Simple Disaster Recovery Strategy - brute force copy of VMDK's?

Hi all -- I hope this isn't too ignorant a question, but I'm looking for thoughts on the most simple and foolproof strategy for backing up and recovering my environment. I have read about vDP and third party solutions, but I think they're overkill for my situation, which is this:

I am responsible for a small test datacenter that has 15 esxi+ 4.1 hosts, and about 75 VM's. Of the 75 VM's there are only about 10 that I simply can't lose: the vCenter and AD VM's and ~8 other servers that can't be easily recreated. The rest of the VM's I can easily provision again, provided I can restore an environment with the 10 previously mentioned VM's....

Right now, the environment is connected to an IBM DS5020 SAN storage device running 8 x 2TB LUNs. Two of the LUNs are empty, and I've been making copies of the VMDK folders of the important VM's in the 'browse datastore' view, and dragging them into these empty LUN's. I ran a simple test by deleting a source VM, then going to the copy and selecting 'add to inventory' and poof -- that VM is recreated....But is this a sufficient strategy if I get hit by a bus?

In other words, suppose I have copied my 10 'must-keep' VM's to a spare LUN, by copying the folders. One day the ESXi hosts that ran these 10 VM's fry in some weird power surge.

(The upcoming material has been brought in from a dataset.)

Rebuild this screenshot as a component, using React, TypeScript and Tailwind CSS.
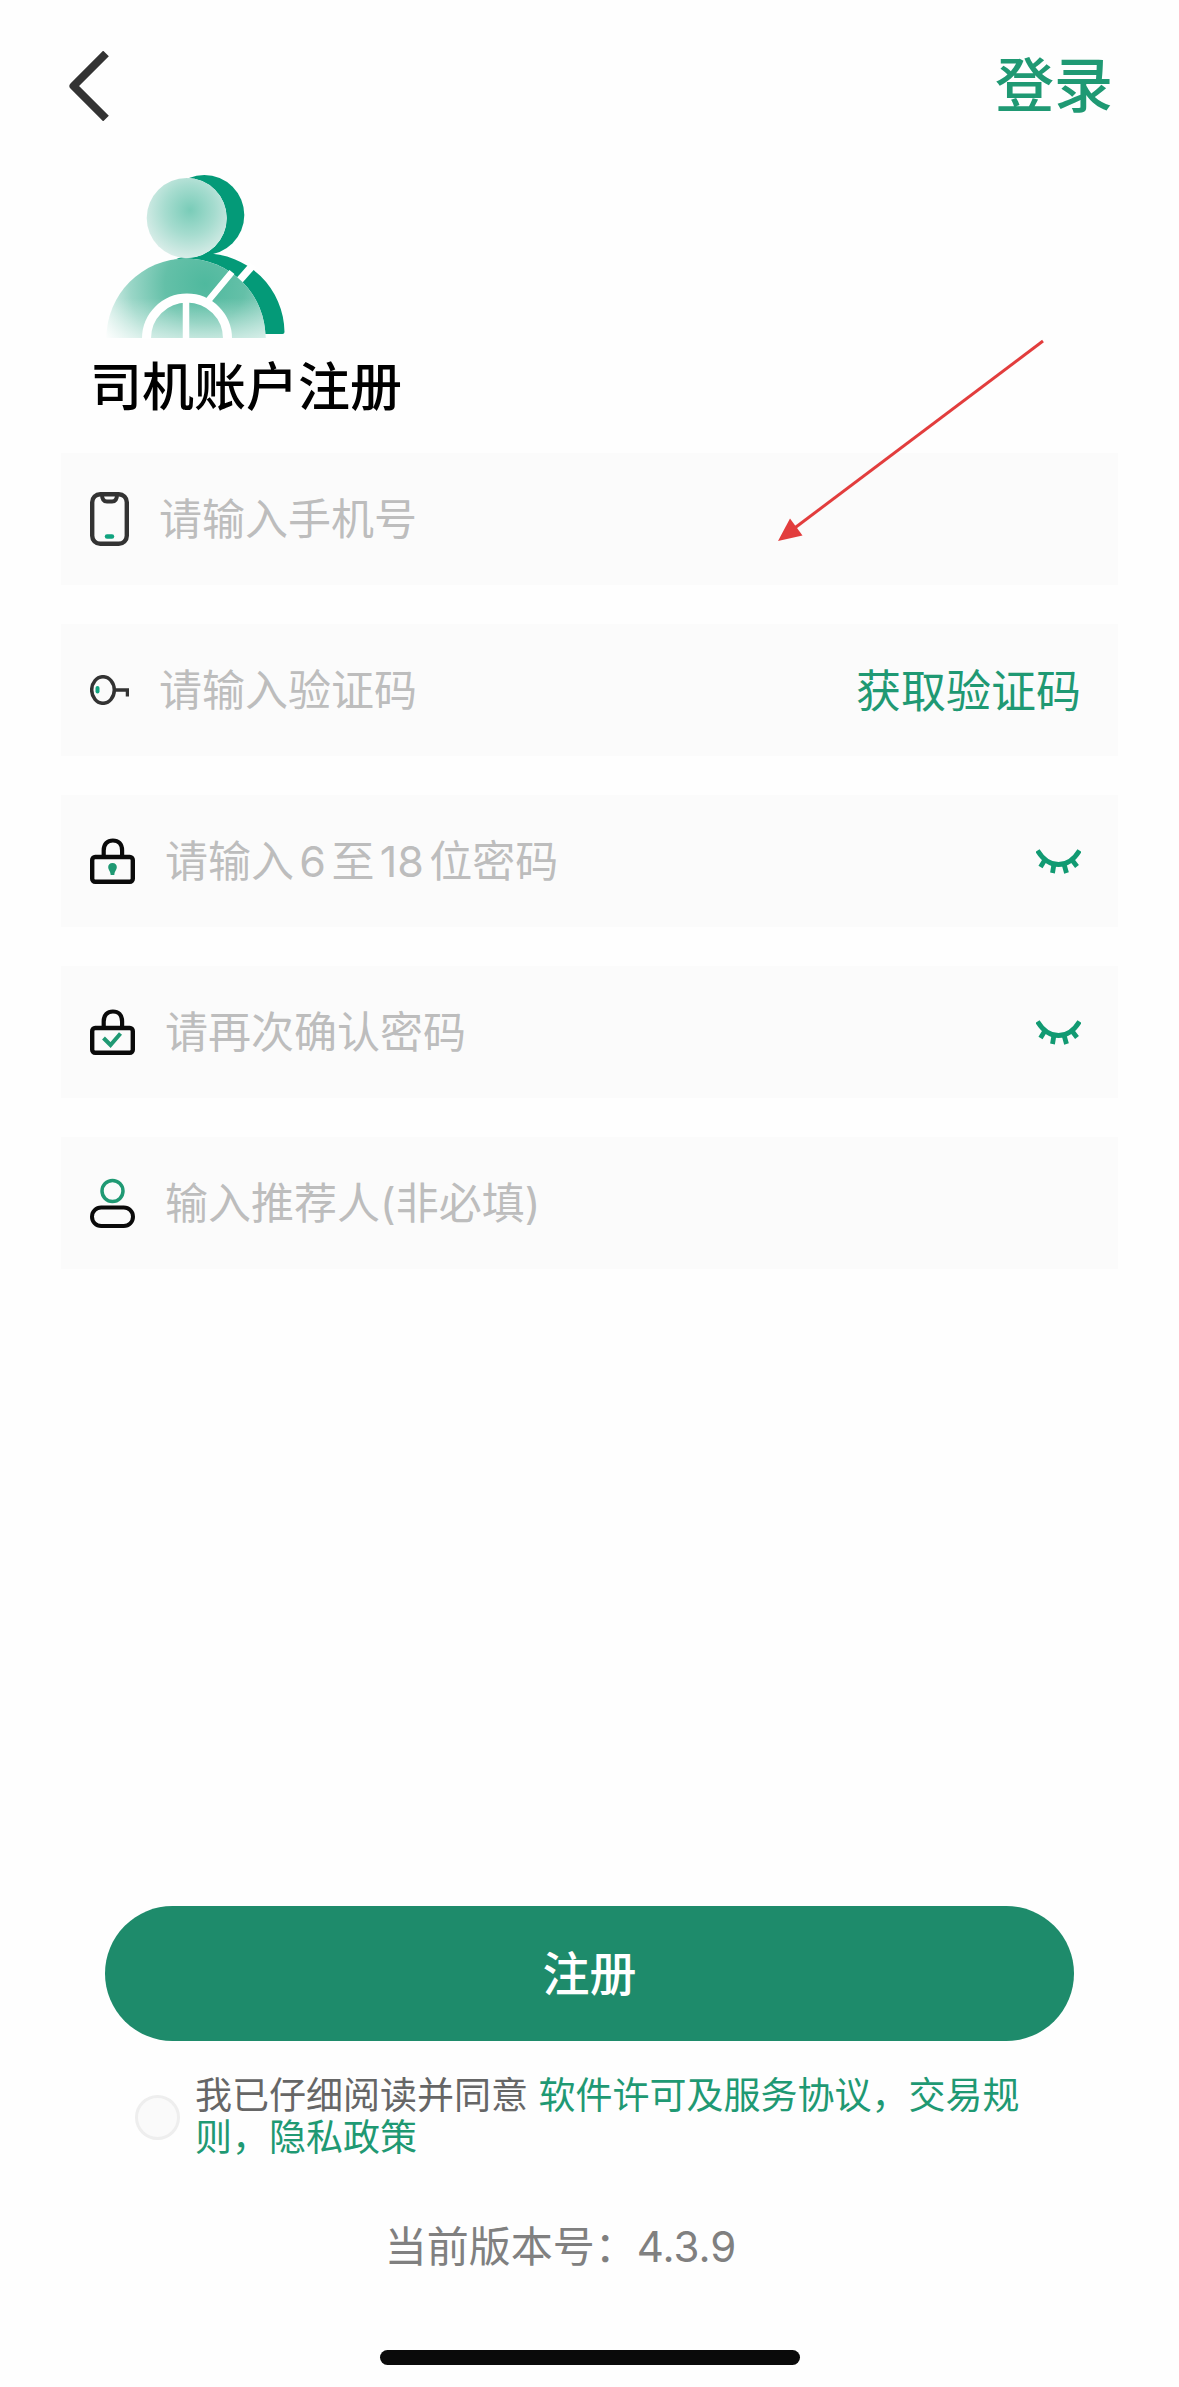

Would someone be able to completely restore the environment by logging directly onto one of the remaining ESXi hosts, browing the datastore, and adding the backup's back to the inventory?  How would the restored vCenter server be able to reconcile any environmental changes if they occured past the date of the original backup (for example, vm reconfiguration or deletion).?

Also, if this is a valid backup/restore strategy in the case of absolute disaster, is there any advantage to copying the folder containing the vmdk data as opposed to selecting the VM I want to backup and choosing "clone" (but not powering it up, of course)?

Thanks!!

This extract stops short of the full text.